Skinner acknowledged his opponent’s electoral accomplishments in remarks after the results came in on election night.

“It was always going to be difficult,” Skinner said. “I mean Randy managed to beat John Wilkinson, a cabinet minister, in the 2011 election. And I was a 30-year-old from Listowel that nobody knew.”

Skinner, who expected to be back in the barn on his family’s North Perth dairy farm within days – after a weekend at the cottage – said he felt he built a solid foundation in the riding during this campaign.

“We did a great job – working hard, knocking on doors and now everybody knows who Stewart Skinner is and we’ll see what happens a few years down the road,” he said.

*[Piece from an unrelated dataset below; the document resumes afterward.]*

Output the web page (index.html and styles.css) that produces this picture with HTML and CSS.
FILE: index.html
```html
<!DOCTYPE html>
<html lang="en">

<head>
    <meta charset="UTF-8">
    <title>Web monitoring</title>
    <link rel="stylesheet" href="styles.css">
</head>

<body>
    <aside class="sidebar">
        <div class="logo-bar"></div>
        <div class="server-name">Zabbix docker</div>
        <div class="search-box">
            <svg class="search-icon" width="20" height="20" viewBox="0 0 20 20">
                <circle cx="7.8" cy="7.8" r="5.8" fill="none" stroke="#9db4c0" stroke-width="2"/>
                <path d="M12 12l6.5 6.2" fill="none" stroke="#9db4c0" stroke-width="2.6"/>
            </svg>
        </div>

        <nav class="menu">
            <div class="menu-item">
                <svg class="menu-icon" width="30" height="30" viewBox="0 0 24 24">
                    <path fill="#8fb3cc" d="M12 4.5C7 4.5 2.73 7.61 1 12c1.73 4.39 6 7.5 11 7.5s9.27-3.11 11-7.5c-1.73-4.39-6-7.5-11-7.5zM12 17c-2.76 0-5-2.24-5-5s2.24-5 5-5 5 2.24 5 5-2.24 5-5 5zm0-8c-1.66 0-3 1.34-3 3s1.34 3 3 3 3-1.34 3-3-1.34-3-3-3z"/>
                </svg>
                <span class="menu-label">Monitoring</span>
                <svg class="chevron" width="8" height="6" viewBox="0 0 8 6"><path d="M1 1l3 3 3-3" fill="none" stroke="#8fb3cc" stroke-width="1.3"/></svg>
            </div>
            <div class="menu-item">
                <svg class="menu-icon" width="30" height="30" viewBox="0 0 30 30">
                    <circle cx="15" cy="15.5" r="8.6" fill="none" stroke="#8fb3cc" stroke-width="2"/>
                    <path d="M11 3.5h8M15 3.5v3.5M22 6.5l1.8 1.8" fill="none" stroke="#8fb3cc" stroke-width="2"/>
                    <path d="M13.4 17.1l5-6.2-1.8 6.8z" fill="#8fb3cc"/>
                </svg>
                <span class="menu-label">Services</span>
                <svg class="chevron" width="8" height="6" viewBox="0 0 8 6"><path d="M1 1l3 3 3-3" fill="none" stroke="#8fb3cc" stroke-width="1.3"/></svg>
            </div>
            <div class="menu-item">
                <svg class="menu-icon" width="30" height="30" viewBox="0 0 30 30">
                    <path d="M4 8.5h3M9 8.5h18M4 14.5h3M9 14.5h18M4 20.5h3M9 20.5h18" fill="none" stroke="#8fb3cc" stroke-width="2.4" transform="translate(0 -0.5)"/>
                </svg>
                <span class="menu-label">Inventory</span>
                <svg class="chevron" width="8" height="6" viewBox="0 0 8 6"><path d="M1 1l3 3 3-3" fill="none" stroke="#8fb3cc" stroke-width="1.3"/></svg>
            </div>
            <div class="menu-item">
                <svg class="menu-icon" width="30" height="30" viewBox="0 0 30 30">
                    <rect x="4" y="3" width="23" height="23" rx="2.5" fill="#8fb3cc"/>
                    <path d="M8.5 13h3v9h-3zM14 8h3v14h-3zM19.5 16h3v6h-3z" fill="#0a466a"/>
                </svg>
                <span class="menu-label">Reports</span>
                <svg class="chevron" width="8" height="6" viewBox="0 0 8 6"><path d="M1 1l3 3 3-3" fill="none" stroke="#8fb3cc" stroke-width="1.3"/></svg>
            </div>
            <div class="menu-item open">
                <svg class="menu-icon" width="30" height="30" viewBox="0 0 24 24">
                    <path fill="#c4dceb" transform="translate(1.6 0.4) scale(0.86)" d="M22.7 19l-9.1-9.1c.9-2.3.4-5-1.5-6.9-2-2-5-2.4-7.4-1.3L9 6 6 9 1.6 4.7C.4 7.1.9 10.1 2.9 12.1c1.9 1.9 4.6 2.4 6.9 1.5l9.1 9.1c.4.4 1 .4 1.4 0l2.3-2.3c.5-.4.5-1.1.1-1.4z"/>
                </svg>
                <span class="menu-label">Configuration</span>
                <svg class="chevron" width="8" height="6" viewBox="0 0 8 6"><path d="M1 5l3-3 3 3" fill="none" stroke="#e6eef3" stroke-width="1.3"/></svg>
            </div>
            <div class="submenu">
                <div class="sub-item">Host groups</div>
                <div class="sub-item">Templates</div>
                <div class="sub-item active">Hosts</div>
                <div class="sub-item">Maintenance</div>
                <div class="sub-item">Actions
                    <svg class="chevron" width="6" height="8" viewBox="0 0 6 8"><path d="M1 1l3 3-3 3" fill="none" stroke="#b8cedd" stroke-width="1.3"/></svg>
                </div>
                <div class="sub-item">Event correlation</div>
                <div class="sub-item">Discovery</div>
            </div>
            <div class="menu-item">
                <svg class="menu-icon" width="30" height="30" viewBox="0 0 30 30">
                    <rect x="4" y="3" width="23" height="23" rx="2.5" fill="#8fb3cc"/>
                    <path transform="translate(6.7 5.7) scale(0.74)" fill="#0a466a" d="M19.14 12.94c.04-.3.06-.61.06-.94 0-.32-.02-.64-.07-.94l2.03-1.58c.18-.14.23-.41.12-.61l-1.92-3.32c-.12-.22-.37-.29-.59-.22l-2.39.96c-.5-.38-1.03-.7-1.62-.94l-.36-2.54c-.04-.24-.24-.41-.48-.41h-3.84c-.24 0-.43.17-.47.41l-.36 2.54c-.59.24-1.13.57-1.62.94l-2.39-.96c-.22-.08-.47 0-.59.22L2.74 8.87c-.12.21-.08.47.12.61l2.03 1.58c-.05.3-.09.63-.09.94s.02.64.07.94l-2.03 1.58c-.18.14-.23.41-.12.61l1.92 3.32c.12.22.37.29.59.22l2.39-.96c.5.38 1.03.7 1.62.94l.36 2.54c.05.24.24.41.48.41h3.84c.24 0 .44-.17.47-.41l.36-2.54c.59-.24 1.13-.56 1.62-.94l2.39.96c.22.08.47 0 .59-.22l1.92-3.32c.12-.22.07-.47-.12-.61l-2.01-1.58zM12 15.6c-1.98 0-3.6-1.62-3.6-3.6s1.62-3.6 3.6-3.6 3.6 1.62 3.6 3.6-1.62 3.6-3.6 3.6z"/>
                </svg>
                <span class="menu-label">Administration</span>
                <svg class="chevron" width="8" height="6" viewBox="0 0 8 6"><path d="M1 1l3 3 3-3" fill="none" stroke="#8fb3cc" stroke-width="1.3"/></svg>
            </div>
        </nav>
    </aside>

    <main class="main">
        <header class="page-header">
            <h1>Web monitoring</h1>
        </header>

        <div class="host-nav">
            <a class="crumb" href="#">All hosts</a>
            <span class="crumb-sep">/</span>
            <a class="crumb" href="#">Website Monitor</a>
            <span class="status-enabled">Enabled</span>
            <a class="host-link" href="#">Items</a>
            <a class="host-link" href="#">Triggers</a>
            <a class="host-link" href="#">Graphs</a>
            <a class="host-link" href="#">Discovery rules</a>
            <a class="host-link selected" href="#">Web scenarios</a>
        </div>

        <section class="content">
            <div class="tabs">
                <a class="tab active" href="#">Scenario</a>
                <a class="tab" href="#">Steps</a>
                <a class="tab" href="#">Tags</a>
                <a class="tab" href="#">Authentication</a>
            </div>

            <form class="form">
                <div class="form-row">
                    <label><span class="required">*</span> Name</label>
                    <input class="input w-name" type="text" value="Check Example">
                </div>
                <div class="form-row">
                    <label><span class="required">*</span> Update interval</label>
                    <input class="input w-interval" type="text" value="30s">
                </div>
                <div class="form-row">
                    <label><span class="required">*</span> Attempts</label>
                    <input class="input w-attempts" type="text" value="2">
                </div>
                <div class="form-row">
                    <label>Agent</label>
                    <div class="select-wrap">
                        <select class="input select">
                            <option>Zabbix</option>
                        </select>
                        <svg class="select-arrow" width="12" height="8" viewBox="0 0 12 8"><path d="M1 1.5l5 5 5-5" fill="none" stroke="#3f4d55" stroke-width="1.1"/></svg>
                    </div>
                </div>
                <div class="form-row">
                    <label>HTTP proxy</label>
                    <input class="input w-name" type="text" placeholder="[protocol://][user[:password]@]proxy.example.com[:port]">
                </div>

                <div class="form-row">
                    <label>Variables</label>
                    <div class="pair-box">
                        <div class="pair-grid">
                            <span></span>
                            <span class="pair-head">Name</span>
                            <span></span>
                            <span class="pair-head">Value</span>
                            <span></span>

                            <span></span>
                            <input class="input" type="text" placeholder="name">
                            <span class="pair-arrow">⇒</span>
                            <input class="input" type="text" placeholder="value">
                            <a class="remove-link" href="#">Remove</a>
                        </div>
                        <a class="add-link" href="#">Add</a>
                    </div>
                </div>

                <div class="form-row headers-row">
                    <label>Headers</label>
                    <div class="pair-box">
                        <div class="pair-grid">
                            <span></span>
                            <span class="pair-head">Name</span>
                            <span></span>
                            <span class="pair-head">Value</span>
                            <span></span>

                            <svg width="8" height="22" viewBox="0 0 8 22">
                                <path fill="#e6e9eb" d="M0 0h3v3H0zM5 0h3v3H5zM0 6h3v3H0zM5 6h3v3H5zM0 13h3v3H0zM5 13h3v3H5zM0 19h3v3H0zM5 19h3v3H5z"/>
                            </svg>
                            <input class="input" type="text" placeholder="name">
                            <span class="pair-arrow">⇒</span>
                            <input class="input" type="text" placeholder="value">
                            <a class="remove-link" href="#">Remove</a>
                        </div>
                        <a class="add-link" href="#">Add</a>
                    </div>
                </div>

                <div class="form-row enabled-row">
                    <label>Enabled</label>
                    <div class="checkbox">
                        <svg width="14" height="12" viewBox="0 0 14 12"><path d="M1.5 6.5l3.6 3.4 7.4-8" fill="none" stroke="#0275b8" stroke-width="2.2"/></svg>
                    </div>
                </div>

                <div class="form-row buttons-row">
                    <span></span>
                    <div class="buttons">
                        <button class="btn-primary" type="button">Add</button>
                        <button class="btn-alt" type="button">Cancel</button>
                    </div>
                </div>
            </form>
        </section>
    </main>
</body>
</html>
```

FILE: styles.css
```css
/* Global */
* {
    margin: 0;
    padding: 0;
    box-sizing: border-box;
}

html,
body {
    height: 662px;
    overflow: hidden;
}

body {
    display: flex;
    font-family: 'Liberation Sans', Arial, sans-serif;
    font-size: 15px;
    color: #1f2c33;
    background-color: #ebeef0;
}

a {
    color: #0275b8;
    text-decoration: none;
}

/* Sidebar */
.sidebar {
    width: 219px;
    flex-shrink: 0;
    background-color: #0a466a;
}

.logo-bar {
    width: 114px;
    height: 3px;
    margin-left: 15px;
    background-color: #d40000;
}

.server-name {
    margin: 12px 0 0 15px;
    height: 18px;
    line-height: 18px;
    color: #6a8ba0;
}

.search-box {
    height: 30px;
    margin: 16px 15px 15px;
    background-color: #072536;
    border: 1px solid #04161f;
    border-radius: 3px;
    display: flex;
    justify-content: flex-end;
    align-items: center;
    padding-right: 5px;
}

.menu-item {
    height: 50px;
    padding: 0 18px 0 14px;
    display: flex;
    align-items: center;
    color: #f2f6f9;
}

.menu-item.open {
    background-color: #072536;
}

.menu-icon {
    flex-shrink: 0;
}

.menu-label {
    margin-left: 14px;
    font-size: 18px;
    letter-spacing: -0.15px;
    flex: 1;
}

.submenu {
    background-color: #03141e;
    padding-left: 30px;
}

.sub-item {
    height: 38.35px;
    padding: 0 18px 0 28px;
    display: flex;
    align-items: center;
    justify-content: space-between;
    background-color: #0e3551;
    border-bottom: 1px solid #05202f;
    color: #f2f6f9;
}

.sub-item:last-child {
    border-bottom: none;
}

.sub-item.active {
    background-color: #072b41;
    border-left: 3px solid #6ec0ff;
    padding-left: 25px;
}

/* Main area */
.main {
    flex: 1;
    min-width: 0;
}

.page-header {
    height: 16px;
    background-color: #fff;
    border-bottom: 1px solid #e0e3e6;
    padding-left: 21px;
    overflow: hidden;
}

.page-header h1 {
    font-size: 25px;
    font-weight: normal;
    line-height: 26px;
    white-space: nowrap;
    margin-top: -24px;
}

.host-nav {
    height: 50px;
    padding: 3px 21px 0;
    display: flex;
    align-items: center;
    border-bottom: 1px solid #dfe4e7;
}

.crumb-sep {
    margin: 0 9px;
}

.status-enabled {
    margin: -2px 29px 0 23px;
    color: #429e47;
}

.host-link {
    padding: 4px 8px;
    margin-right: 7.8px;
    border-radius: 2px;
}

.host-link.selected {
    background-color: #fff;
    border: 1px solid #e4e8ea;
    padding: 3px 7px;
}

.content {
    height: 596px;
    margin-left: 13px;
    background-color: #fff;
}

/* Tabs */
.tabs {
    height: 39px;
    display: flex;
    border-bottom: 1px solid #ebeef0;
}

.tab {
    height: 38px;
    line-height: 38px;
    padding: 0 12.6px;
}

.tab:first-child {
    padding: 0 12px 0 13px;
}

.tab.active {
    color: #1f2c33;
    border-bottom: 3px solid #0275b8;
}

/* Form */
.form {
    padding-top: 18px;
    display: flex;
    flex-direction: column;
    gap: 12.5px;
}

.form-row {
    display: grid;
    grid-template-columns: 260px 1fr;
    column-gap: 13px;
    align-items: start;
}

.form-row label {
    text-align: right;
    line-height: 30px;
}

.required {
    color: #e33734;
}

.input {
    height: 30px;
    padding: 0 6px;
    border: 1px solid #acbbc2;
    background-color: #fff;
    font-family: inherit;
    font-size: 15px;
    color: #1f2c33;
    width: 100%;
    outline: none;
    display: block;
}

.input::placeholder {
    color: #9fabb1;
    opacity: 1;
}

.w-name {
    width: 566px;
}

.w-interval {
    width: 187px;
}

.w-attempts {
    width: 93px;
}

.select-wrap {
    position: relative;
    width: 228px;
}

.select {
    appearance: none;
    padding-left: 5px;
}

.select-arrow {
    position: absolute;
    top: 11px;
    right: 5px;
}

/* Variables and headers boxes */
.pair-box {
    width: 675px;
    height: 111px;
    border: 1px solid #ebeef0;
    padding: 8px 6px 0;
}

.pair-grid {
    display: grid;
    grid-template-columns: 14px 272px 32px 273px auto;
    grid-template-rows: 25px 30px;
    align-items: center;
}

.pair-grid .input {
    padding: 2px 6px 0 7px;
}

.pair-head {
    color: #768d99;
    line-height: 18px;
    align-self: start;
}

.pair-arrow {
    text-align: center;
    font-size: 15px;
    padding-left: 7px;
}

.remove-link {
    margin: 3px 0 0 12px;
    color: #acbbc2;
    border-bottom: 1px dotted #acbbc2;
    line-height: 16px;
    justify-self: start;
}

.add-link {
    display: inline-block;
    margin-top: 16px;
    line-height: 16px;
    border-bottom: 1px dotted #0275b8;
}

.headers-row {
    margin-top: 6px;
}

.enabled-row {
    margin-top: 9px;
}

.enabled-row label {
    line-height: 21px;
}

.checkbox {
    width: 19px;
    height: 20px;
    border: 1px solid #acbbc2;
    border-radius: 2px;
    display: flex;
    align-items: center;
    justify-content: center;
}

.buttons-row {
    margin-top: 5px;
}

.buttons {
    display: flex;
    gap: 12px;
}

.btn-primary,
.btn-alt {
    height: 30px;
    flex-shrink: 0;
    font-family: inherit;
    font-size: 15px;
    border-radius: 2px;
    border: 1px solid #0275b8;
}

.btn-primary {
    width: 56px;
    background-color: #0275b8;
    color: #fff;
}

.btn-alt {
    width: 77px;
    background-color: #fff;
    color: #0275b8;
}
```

“Mind you, it’s nice having a majority mandate for the party. We can have a little more planning, a little more stability in our lives – so it will be good.”

NDP candidate Romayne Smith Fullerton finished third in the riding, improving her party’s vote share from just under 16% in 2011 to nearly 19% this time around. Smith Fullerton received 7,768 votes, up from the 5,836 garnered by Ellen Papenburg in the last election.

In a June 13 telephone interview from Winnipeg, where she was attending an investigative journalism conference, Smith Fullerton, said “I was so pleased we managed to increase our percentage by such a significant amount.”

She added she found the support she received at debates and doorways “heartening and humbling.

“We ran the campaign that we wanted to run. I had an opportunity to talk about the things in our riding that I didn’t think other people were talking about,” she said, adding, “We got great media coverage for those issues.”

While turning her focus back to her role as a professor of journalism at Western University, Smith Fullerton said she plans to remain engaged politically.

“I’ll figure out some community aspect that I want to be involved in. I need to find a way to continue to help and advocate for people in our riding who need advocacy,” she stated.

Green Party candidate Chris Desjardins more than doubled his own vote total from the last election, picking up 2,000 votes and a 4.9% share, compared to 918 votes and 2.48% in 2011.

In the rest of the crowded field in Perth-Wellington, Family Coalition Party candidate Irma DeVries gathered 789 votes for a 1.9% share, Libertarian Scott Marshall received 411 votes (1%), independent candidate Matthew Murphy 343 (0.8%)  and Freedom Party candidate Robby Smink 198 (0.5%).